Как и следовало ожидать, моя двухлетняя карьера лесоруба кончилась больницей. Я слишком много мерз, и первыми сдали легкие. Приходилось нет-нет обращаться в амбулаторию, но двух-трехдневные освобождения не помогали: скакала температура, требовалось невероятное усилие воли, чтобы утром подняться и идти на работу. Почти невозможно стало заставить себя съесть пайку. И как-то выслушавший мои легкие фельдшер — поволжский немец — буркнул регистратору, своему земляку: "Schwindzucht" (чахотка), сделав не ускользнувший от меня жест, говорящий недвусмысленно: готов, испекся. И без его взмаха руки диагноз не оставлял надежды — в лагере ТБЦ не прощает!
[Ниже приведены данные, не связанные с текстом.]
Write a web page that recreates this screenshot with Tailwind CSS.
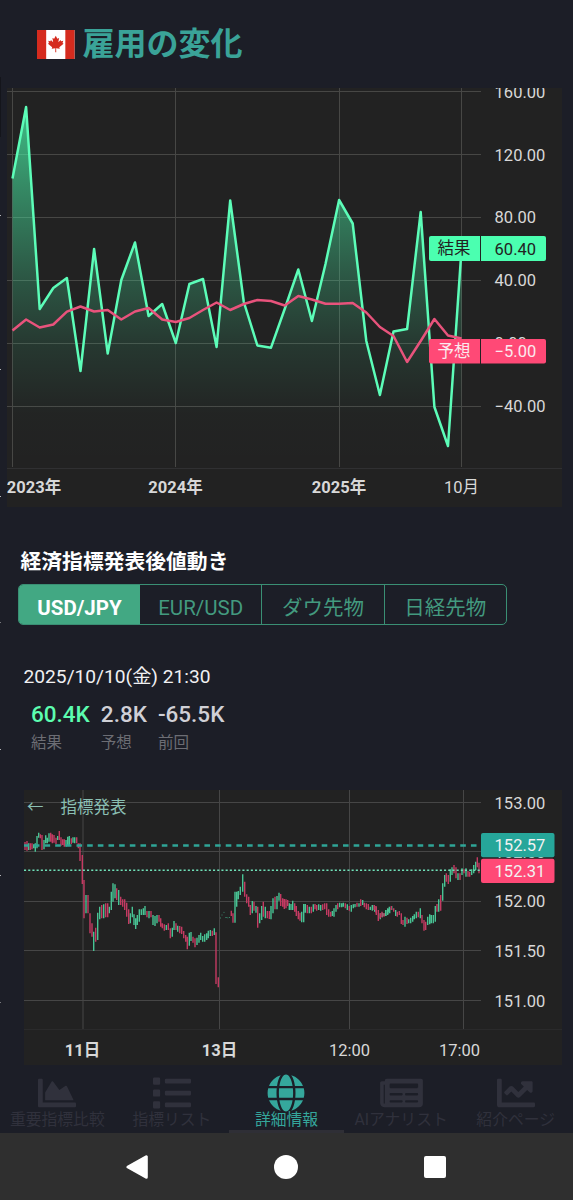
<!DOCTYPE html>
<html lang="ja">
<head>
    <meta charset="UTF-8">
    <meta name="viewport" content="width=device-width, initial-scale=1.0">
    <title>雇用の変化</title>
    <script src="https://cdn.jsdelivr.net/npm/@tailwindcss/browser@4"></script>
</head>
<body class="bg-[#1c1e27] font-['Roboto','Noto_Sans_CJK_JP',sans-serif]">
    <div class="relative w-[573px] h-[1200px] overflow-hidden flex flex-col">
        <!-- Edge of the previous panel -->
        <div class="absolute left-0 top-0 w-0.5">
            <div class="absolute top-[77px] w-px h-[60px] bg-[#14151b]"></div>
            <div class="absolute top-[215px] w-px h-px bg-[#b5b5b8]"></div>
            <div class="absolute top-[369px] w-px h-px bg-[#b5b5b8]"></div>
            <div class="absolute top-[496px] w-px h-px bg-[#b5b5b8]"></div>
            <div class="absolute top-[622px] w-px h-px bg-[#77787d]"></div>
            <div class="absolute top-[749px] w-px h-px bg-[#b5b5b8]"></div>
            <div class="absolute top-[875px] w-px h-px bg-[#b5b5b8]"></div>
            <div class="absolute top-[1002px] w-px h-px bg-[#77787d]"></div>
        </div>

        <!-- Header -->
        <header class="h-[88px] pl-[37px] flex items-center gap-2">
            <svg class="w-[37.5px] h-[29px]" viewBox="0 0 38 29" preserveAspectRatio="none">
                <path fill="#fff" d="M0 0h38v29H0z"></path>
                <path fill="#d52b1e" d="M0 0h9.3v29H0zM28.7 0H38v29h-9.3z"></path>
                <path fill="#d52b1e" d="M19 5.800l1.600 3 1.800-.9-.8 4.400 2.300-2.300.5 1.200 2.200-.4-.7 2.300 1 .6-4.300 3.600.5 1.500-3.700-.6.1 4h-1l.1-4-3.700.6.5-1.500-4.300-3.600 1-.6-.7-2.300 2.200.4.5-1.200 2.300 2.300-.8-4.400 1.800.9z"></path>
            </svg>
            <h1 class="text-[32px] leading-none font-bold text-[#3aa398]">雇用の変化</h1>
        </header>

        <!-- Indicator chart -->
        <svg class="ml-[7px] w-[555px] h-[419px] shrink-0 bg-[#222]" viewBox="7 88 555 419">
            <defs>
                <linearGradient id="area" gradientUnits="userSpaceOnUse" x1="0" y1="88" x2="0" y2="467">
                    <stop offset="0" stop-color="#4bffb0" stop-opacity=".76"></stop>
                    <stop offset=".25" stop-color="#4bffb0" stop-opacity=".48"></stop>
                    <stop offset=".5" stop-color="#4bffb0" stop-opacity=".24"></stop>
                    <stop offset=".68" stop-color="#4bffb0" stop-opacity=".1"></stop>
                    <stop offset=".86" stop-color="#4bffb0" stop-opacity=".01"></stop>
                    <stop offset="1" stop-color="#4bffb0" stop-opacity="0"></stop>
                </linearGradient>
            </defs>
            <path stroke="#474745" d="M7 91.5h474M7 154.5h474M7 217.5h474M7 280.5h474M7 343.5h474M7 406.5h474M12.5 88v379M175.5 88v379M339.5 88v379M461.5 88v379"></path>
            <path stroke="#303032" d="M7 468.5h555"></path>
            <path fill="url(#area)" d="M12.5 178.5L26.1 107 39.7 309 53.3 288 66.9 278 80.5 371 94.1 249 107.7 353.5 121.3 280 135 242.5 148.6 316 162.2 304 175.8 343 189.4 284 203 279 216.6 347 230.2 200.5 243.8 302 257.4 345.5 271 347.7 284.7 309 298.3 269.5 311.9 321 325.5 264 339.1 200 352.7 223.5 366.3 341 379.9 395 393.5 331.5 407.1 329 420.7 212 434.4 407 448 447 461.6 248V467H12.5z"></path>
            <polyline fill="none" stroke="#5cfdb8" stroke-width="2.5" stroke-linejoin="round" points="12.5,178.5 26.1,107 39.7,309 53.3,288 66.9,278 80.5,371 94.1,249 107.7,353.5 121.3,280 135,242.5 148.6,316 162.2,304 175.8,343 189.4,284 203,279 216.6,347 230.2,200.5 243.8,302 257.4,345.5 271,347.7 284.7,309 298.3,269.5 311.9,321 325.5,264 339.1,200 352.7,223.5 366.3,341 379.9,395 393.5,331.5 407.1,329 420.7,212 434.4,407 448,446 461.6,248"></polyline>
            <polyline fill="none" stroke="#e8537c" stroke-width="2.5" stroke-linejoin="round" points="12.5,330.5 26.1,319.5 39.7,327.5 53.3,324.5 66.9,311.7 80.5,306.5 94.1,311.5 107.7,310 121.3,319.5 135,311.5 148.6,308 162.2,319.5 175.8,322 189.4,318 203,310 216.6,302.5 230.2,310 243.8,304 257.4,300 271,301 284.7,305.5 298.3,296 311.9,299.5 325.5,303.8 339.1,303.8 352.7,303 366.3,312.5 379.9,327 393.5,336 407.1,362 420.7,341 434.4,319 448,335.5 461.6,338.5"></polyline>
            <g class="text-[16.5px] fill-[#d8d8d8]">
                <text x="494.6" y="97.7">160.00</text>
                <text x="494.6" y="160.5">120.00</text>
                <text x="494.6" y="223.2">80.00</text>
                <text x="494.6" y="286.2">40.00</text>
                <text x="494.6" y="349">0.00</text>
                <text x="494.6" y="412.4">−40.00</text>
            </g>
            <g class="text-[16.5px] fill-[#d8d8d8]" text-anchor="middle">
                <text class="font-bold" x="34" y="492.5">2023年</text>
                <text class="font-bold" x="175.500" y="492.5">2024年</text>
                <text class="font-bold" x="339" y="492.5">2025年</text>
                <text x="461.5" y="492.5">10月</text>
            </g>
            <!-- Last value tags -->
            <rect x="429" y="236" width="117" height="25" rx="2" fill="#4bffb0"></rect>
            <path stroke="#222" d="M480.5 236v25"></path>
            <g class="text-[16.5px] fill-[#222]">
                <text x="437.5" y="254.3">結果</text>
                <text x="494.6" y="254.5">60.40</text>
            </g>
            <rect x="429" y="339" width="117" height="24.5" rx="2" fill="#ff4976"></rect>
            <path stroke="#222" d="M480.5 339v25"></path>
            <g class="text-[16.5px] fill-[#fbe9ee]">
                <text x="437.5" y="357.3">予想</text>
                <text x="494.6" y="357.4">−5.00</text>
            </g>
        </svg>

        <!-- Price move after the release -->
        <h2 class="mt-[43.5px] pl-[20.5px] h-[22px] leading-[22px] text-[20.8px] font-bold text-white">経済指標発表後値動き</h2>
        <div class="mt-[11.5px] ml-[18px] w-[489px] h-[41px] shrink-0 flex rounded-[5px] border-[1.5px] border-[#3a8f74] overflow-hidden text-[20.5px] text-[#439a7f]">
            <button class="w-[121px] pt-[7px] bg-[#42a883] text-white font-bold">USD/JPY</button>
            <button class="flex-1 pt-[7px]">EUR/USD</button>
            <button class="flex-1 pt-[7px] border-l border-[#3a8f74]">ダウ先物</button>
            <button class="flex-1 pt-[7px] border-l border-[#3a8f74]">日経先物</button>
        </div>

        <p class="mt-[41px] pl-[23.5px] h-[22px] leading-[22px] text-[19.2px] text-[#f0f0f2]">2025/10/10(金) 21:30</p>
        <dl class="mt-[13px] pl-[31px] h-[53px] flex gap-[11px] text-[#d0d0d6]">
            <div class="flex flex-col">
                <dd class="text-[22.5px] leading-[26px] font-medium text-[#5cfdb0]">60.4K</dd>
                <dt class="mt-[5px] text-[15.5px] leading-[22px] text-[#6c6d74]">結果</dt>
            </div>
            <div class="flex flex-col">
                <dd class="text-[22.5px] leading-[26px] font-medium">2.8K</dd>
                <dt class="mt-[5px] text-[15.5px] leading-[22px] text-[#6c6d74]">予想</dt>
            </div>
            <div class="flex flex-col">
                <dd class="text-[22.5px] leading-[26px] font-medium">-65.5K</dd>
                <dt class="mt-[5px] text-[15.5px] leading-[22px] text-[#6c6d74]">前回</dt>
            </div>
        </dl>

        <!-- USD/JPY chart -->
        <svg class="mt-[36px] ml-[24px] w-[538px] h-[275px] shrink-0 bg-[#222]" viewBox="24 790 538 275">
            <path stroke="#464646" d="M24 802.5h457M24 851.5h457M24 901.5h457M24 950.5h457M24 1000.5h457M83 790v239M219.5 790v239M349.5 790v239M463.5 790v239"></path>
            <path stroke="#2a2a2b" d="M24 1029.5h538"></path>
            <path id="candles-up" fill="none" stroke="#48c394" stroke-width="1.4"></path>
            <path id="candles-down" fill="none" stroke="#c43a62" stroke-width="1.4"></path>
            <path stroke="#38856a" d="M220 918h1M221.5 915h1M223.5 912.4h1M225.3 917.5h1.5M227.3 917.8h1M229 917.5h1"></path>
            <path stroke="#2fa597" stroke-width="2.6" stroke-dasharray="5.6 5.06" d="M23.2 845.5H481"></path>
            <path stroke="#6fe0b8" stroke-width="1.4" stroke-dasharray="2.1 2.1" d="M24 870.2H481"></path>
            <g class="text-[16.5px] fill-[#8abfb3]">
                <text x="27" y="812.5">←</text>
                <text x="60.5" y="813.300">指標発表</text>
            </g>
            <g class="text-[16.5px] fill-[#d8d8d8]">
                <text x="494.6" y="808.5">153.00</text>
                <text x="494.6" y="857.8">152.50</text>
                <text x="494.6" y="907.2">152.00</text>
                <text x="494.6" y="957">151.50</text>
                <text x="494.6" y="1006.5">151.00</text>
            </g>
            <g class="text-[16.5px] fill-[#d8d8d8]" text-anchor="middle">
                <text class="font-bold" x="82.5" y="1055.800">11日</text>
                <text class="font-bold" x="219.5" y="1055.800">13日</text>
                <text x="349.5" y="1055.800">12:00</text>
                <text x="459.5" y="1055.800">17:00</text>
            </g>
            <rect x="481" y="833" width="73.5" height="24.3" rx="2" fill="#26a69a"></rect>
            <rect x="481" y="858.7" width="73.5" height="24.3" rx="2" fill="#ff4976"></rect>
            <g class="text-[16.5px] fill-[#f2f2f2]">
                <text x="494.6" y="851.3">152.57</text>
                <text x="494.6" y="876.7">152.31</text>
            </g>
        </svg>

        <!-- Tab bar -->
        <nav class="relative h-[68px] shrink-0 grid grid-cols-5 text-[15.8px] leading-[20px] text-[#30313c]">
            <a class="flex flex-col items-center pt-[8.5px] whitespace-nowrap">
                <svg class="h-[38px] w-[38px] shrink-0" fill="currentColor" viewBox="0 0 512 512"><path d="M500 384c6.6 0 12 5.4 12 12v40c0 6.6-5.4 12-12 12H12c-6.6 0-12-5.4-12-12V76c0-6.6 5.4-12 12-12h40c6.6 0 12 5.4 12 12v308h436zM372.7 159.5L288 216l-85.3-113.7c-5.1-6.8-15.5-6.3-19.9 1L96 248v104h384l-89.900-187.800c-3.200-6.500-11.400-8.700-17.400-4.700z"></path></svg>
                <span class="-mt-[2px]">重要指標比較</span>
            </a>
            <a class="flex flex-col items-center pt-[8.5px] whitespace-nowrap">
                <svg class="h-[38px] w-[38px] shrink-0" fill="currentColor" viewBox="0 0 512 512"><path d="M80 368H16a16 16 0 0 0-16 16v64a16 16 0 0 0 16 16h64a16 16 0 0 0 16-16v-64a16 16 0 0 0-16-16zm0-320H16A16 16 0 0 0 0 64v64a16 16 0 0 0 16 16h64a16 16 0 0 0 16-16V64a16 16 0 0 0-16-16zm0 160H16a16 16 0 0 0-16 16v64a16 16 0 0 0 16 16h64a16 16 0 0 0 16-16v-64a16 16 0 0 0-16-16zm416 176H176a16 16 0 0 0-16 16v32a16 16 0 0 0 16 16h320a16 16 0 0 0 16-16v-32a16 16 0 0 0-16-16zm0-320H176a16 16 0 0 0-16 16v32a16 16 0 0 0 16 16h320a16 16 0 0 0 16-16V80a16 16 0 0 0-16-16zm0 160H176a16 16 0 0 0-16 16v32a16 16 0 0 0 16 16h320a16 16 0 0 0 16-16v-32a16 16 0 0 0-16-16z"></path></svg>
                <span class="-mt-[2px]">指標リスト</span>
            </a>
            <a class="flex flex-col items-center pt-[8.5px] whitespace-nowrap text-[#35a79c]">
                <svg class="h-[38px] w-[38px] shrink-0" fill="currentColor" viewBox="0 0 496 512"><path d="M336.5 160C322 70.7 287.8 8 248 8s-74 62.7-88.5 152h177zM152 256c0 22.2 1.2 43.5 3.3 64h185.3c2.1-20.5 3.3-41.8 3.3-64s-1.2-43.5-3.3-64H155.3c-2.1 20.5-3.3 41.8-3.3 64zm324.700-96c-28.600-67.900-86.500-120.400-158-141.600 24.400 33.800 41.200 84.700 50 141.600h108zM177.200 18.400C105.800 39.600 47.800 92.100 19.300 160h108c8.700-56.900 25.500-107.800 49.900-141.600zM487.400 192H372.700c2.100 21 3.300 42.500 3.300 64s-1.200 43-3.300 64h114.600c5.500-20.500 8.600-41.800 8.600-64s-3.100-43.500-8.500-64zM120 256c0-21.500 1.200-43 3.300-64H8.600C3.200 212.500 0 233.800 0 256s3.200 43.500 8.600 64h114.600c-2-21-3.200-42.500-3.200-64zm39.500 96c14.500 89.300 48.700 152 88.500 152s74-62.700 88.500-152h-177zm159.300 141.600c71.400-21.200 129.400-73.700 158-141.600h-108c-8.800 56.900-25.600 107.800-50 141.600zM19.300 352c28.600 67.900 86.500 120.400 158 141.600-24.400-33.800-41.200-84.700-50-141.600h-108z"></path></svg>
                <span class="-mt-[2px]">詳細情報</span>
            </a>
            <a class="flex flex-col items-center pt-[8.5px] whitespace-nowrap">
                <svg class="h-[38px] w-[43px] shrink-0" fill="currentColor" viewBox="0 0 576 512"><path d="M552 64H88c-13.255 0-24 10.745-24 24v8H24c-13.255 0-24 10.745-24 24v272c0 30.928 25.072 56 56 56h472c26.510 0 48-21.490 48-48V88c0-13.255-10.745-24-24-24zM56 400a8 8 0 0 1-8-8V144h16v248a8 8 0 0 1-8 8zm236-16H140c-6.627 0-12-5.373-12-12v-8c0-6.627 5.373-12 12-12h152c6.627 0 12 5.373 12 12v8c0 6.627-5.373 12-12 12zm208 0H348c-6.627 0-12-5.373-12-12v-8c0-6.627 5.373-12 12-12h152c6.627 0 12 5.373 12 12v8c0 6.627-5.373 12-12 12zm-208-96H140c-6.627 0-12-5.373-12-12v-8c0-6.627 5.373-12 12-12h152c6.627 0 12 5.373 12 12v8c0 6.627-5.373 12-12 12zm208 0H348c-6.627 0-12-5.373-12-12v-8c0-6.627 5.373-12 12-12h152c6.627 0 12 5.373 12 12v8c0 6.627-5.373 12-12 12zm0-96H140c-6.627 0-12-5.373-12-12v-40c0-6.627 5.373-12 12-12h360c6.627 0 12 5.373 12 12v40c0 6.627-5.373 12-12 12z"></path></svg>
                <span class="-mt-[2px]">AIアナリスト</span>
            </a>
            <a class="flex flex-col items-center pt-[8.5px] whitespace-nowrap">
                <svg class="h-[38px] w-[38px] shrink-0" fill="currentColor" viewBox="0 0 512 512"><path d="M496 384H64V80c0-8.840-7.160-16-16-16H16C7.160 64 0 71.160 0 80v336c0 17.670 14.330 32 32 32h464c8.840 0 16-7.160 16-16v-32c0-8.840-7.160-16-16-16zM464 96H345.940c-21.380 0-32.090 25.850-16.970 40.970l32.400 32.400L288 242.750l-73.370-73.370c-12.500-12.500-32.760-12.500-45.250 0l-68.690 68.690c-6.250 6.250-6.250 16.380 0 22.630l22.620 22.620c6.250 6.250 16.380 6.250 22.630 0L192 237.250l73.370 73.370c12.500 12.500 32.760 12.500 45.250 0l96-96 32.400 32.400c15.120 15.120 40.970 4.410 40.970-16.970V112c.010-8.840-7.150-16-15.990-16z"></path></svg>
                <span class="-mt-[2px]">紹介ページ</span>
            </a>
            <div class="absolute bottom-0 left-[229px] w-[115px] h-[3px] bg-[#2f2f36]"></div>
        </nav>

        <!-- Android navigation -->
        <footer class="h-[67px] shrink-0 bg-[#2f2f2f] flex items-center pl-[124px] gap-[126px]">
            <svg class="w-[24px] h-[24px]" viewBox="0 0 24 24"><path fill="#fff" stroke="#fff" stroke-width="3" stroke-linejoin="round" d="M22.300 1.800v20.400L4 12z"></path></svg>
            <div class="w-[24px] h-[24px] rounded-full bg-white"></div>
            <div class="w-[22px] h-[22px] rounded-[2px] bg-white"></div>
        </footer>
    </div>

    <script>
        // Each candle: x, high, low, direction, in thirds of a pixel from the session origin
        const sessions = [
            { origin: 0, candles: '75 186 210 r,81 183 212 r,86 190 210 g,91 190 210 r,96 190 208 r,101 193 205 g,106 190 215 g,111 168 205 g,116 158 173 g,121 163 175 r,126 165 210 r,132 180 208 g,137 166 190 g,142 173 190 g,147 160 185 g,152 158 185 r,157 163 190 r,162 165 188 r,168 173 192 r,173 168 180 g,178 153 180 r,183 172 197 r,188 178 195 r,193 178 200 r,198 180 200 g,203 170 198 g,208 168 195 g,214 175 192 r,219 172 188 g,224 172 190 g,230 172 190 r,235 190 205 r,240 190 243 r,247 225 312 r,252 300 415 r,258 345 400 g,264 345 400 r,270 400 460 r,276 430 470 r,281 455 513 g,287 443 485 r,293 398 480 g,299 380 418 g,305 375 415 r,311 373 415 g,317 370 412 r,323 370 412 r,328 380 400 g,334 335 390 g,339 310 365 g,345 313 355 g,350 325 360 r,356 330 375 g,362 350 375 r,368 358 380 r,374 358 390 r,380 368 410 r,386 388 432 r,391 400 430 g,397 380 412 g,402 403 435 g,407 415 447 g,412 405 435 g,418 388 425 g,424 388 405 g,430 385 405 g,435 378 405 g,441 393 412 r,447 393 415 g,453 393 412 r,459 405 435 g,465 408 438 g,471 405 430 g,477 405 425 r,482 415 440 r,487 430 445 r,493 433 452 r,499 435 450 g,505 430 450 r,511 445 475 r,517 443 470 g,522 423 450 g,528 430 450 r,533 437 455 g,539 438 460 r,545 440 462 r,551 453 475 r,557 465 485 r,562 470 508 r,568 458 497 g,573 456 483 g,579 470 488 r,585 475 502 r,591 473 495 g,597 465 488 g,602 458 480 g,608 468 485 g,614 463 485 g,620 460 480 g,625 452 475 g,631 450 468 g,637 452 468 r,643 445 465 g,648 457 612 r,655 592 622 r' },
            { origin: 600, candles: '94 392 408 r,99 400 428 r,105 335 428 g,110 335 380 g,115 333 358 g,121 320 345 g,128 283 335 g,134 305 350 r,140 343 370 r,146 350 380 r,151 375 405 r,157 363 400 g,162 365 392 r,168 378 398 g,173 380 443 r,179 400 430 g,185 378 420 g,190 365 410 r,196 380 415 g,202 393 415 r,208 393 417 r,213 378 418 g,219 355 400 g,225 350 388 r,231 348 388 g,237 338 362 g,242 342 378 r,248 355 380 r,253 357 387 r,258 358 385 r,263 360 378 r,268 370 390 g,273 372 390 g,278 362 390 g,284 370 395 r,289 378 408 r,295 393 418 r,300 398 422 r,305 395 427 g,311 372 427 g,316 372 398 g,322 375 400 r,328 380 400 g,334 380 400 r,340 373 395 g,345 372 388 r,350 375 392 r,356 373 390 g,362 375 392 g,368 373 390 r,374 370 388 r,380 370 405 r,386 388 410 r,392 395 410 r,397 393 408 g,402 385 410 g,408 375 395 g,413 370 388 r,419 368 382 g,425 370 382 g,430 368 380 g,436 370 385 r,442 373 390 g,448 378 392 r,454 375 395 g,460 373 385 g,465 372 382 g,471 368 380 r,477 370 380 g,482 358 378 r,488 360 375 g,493 368 382 r,499 370 388 r,505 372 390 r,511 380 390 g,517 375 392 g,523 375 390 r,528 378 400 r,535 390 420 r,541 400 418 g,546 395 412 r,552 400 408 g,557 390 408 g,563 385 405 g,568 380 395 g' },
            { origin: 1110, candles: '64 378 390 r,8 375 390 g,14 378 395 g,19 380 405 r,25 393 423 r,31 400 415 r,37 398 412 g,42 400 410 r,48 390 408 g,54 388 402 g,59 383 400 g,65 378 390 g,71 385 395 r,77 390 408 g,82 395 410 r,88 393 405 r,94 400 432 r,99 420 435 r,105 410 440 g,111 413 432 r,116 418 430 g,122 413 430 g,128 408 425 g,133 403 418 g,139 395 415 g,145 395 412 r,151 385 415 g,156 405 430 r,162 420 452 r,167 425 450 r,173 410 435 g,179 403 433 g,184 405 430 g,190 405 430 g,196 378 425 g,201 372 395 r,206 358 395 g,212 345 392 r,218 310 362 g,224 285 320 g,229 280 305 r,235 285 312 r,241 268 305 g,246 262 285 g,252 255 280 r,258 262 295 r,264 280 300 g,270 280 300 r,276 265 285 g,282 268 280 r,288 265 290 g,294 273 290 r,299 275 290 r,305 268 285 g,311 255 280 g,317 245 270 g,322 232 262 r,327 248 280 r' }
        ];

        const paths = { g: '', r: '' };
        sessions.forEach(session => {
            session.candles.split(',').forEach(candle => {
                const [x, high, low, dir] = candle.split(' ');
                const px = ((session.origin + Number(x)) / 3).toFixed(1);
                paths[dir] += `M${px} ${(780 + high / 3).toFixed(1)}V${(780 + low / 3).toFixed(1)}`;
            });
        });
        document.getElementById('candles-up').setAttribute('d', paths.g);
        document.getElementById('candles-down').setAttribute('d', paths.r);
    </script>
</body>
</html>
Я продолжал сидеть на табурета, обнаженный по пояс. Фельдшер всматривался в меня, точно про себя решая- мою судьбу. Он мог попытаться меня спасти, отправив в центральный стационар, мог для себя бесхлопотно снова водворить меня в барак. Санчасть строго следила, чтобы персонал не потворствовал зэкам и лишь в самых крайних случаях назначал лечение в больнице. За попытки "дать отдохнуть" или "набраться сия" взыскивали. Я не очень-то поверил, когда фельдшер сказал, что направит меня в Сангородок. Встал, медленно оделся, даже упустил поблагодарить — так мне было тогда все безразлично, кроме надежды сию минуту вернуться в барак, залечь на свои нары и по возможности теплее укрыться. Днем, пока все на работе, можно воспользоваться одеялом соседа.
Однако фельдшер сдержал свое слово. Спустя несколько дней меня на подводе отправили в больницу. Везли мягкой, укрытой светлыми, пронизанными солнцем сосняками дорогой, то вившейся по песчаным гривкам, то спускавшейся в ложбинки с мшистыми кочками, заросшими черникой и багульником. Ехали тихо и мягко, как по ковру, телегу не подкидывало на ухабах, а слегка покачивало. Чувствуя себя обреченным, я смотрел кругом, мысленно со всем прощаясь. Было грустно, но как-то не остро, а примиренно. Едва не стало необходимости бороться, цепляться за жизнь, я расслабился. Никакие сильные впечатления не одолели бы моего безразличия.
Безучастно, как посторонний, отметил отдельные койки, чистое, хотя и застиранное белье, давно не виданные тарелки; вяло обрадовался невозбранной возможности лежать.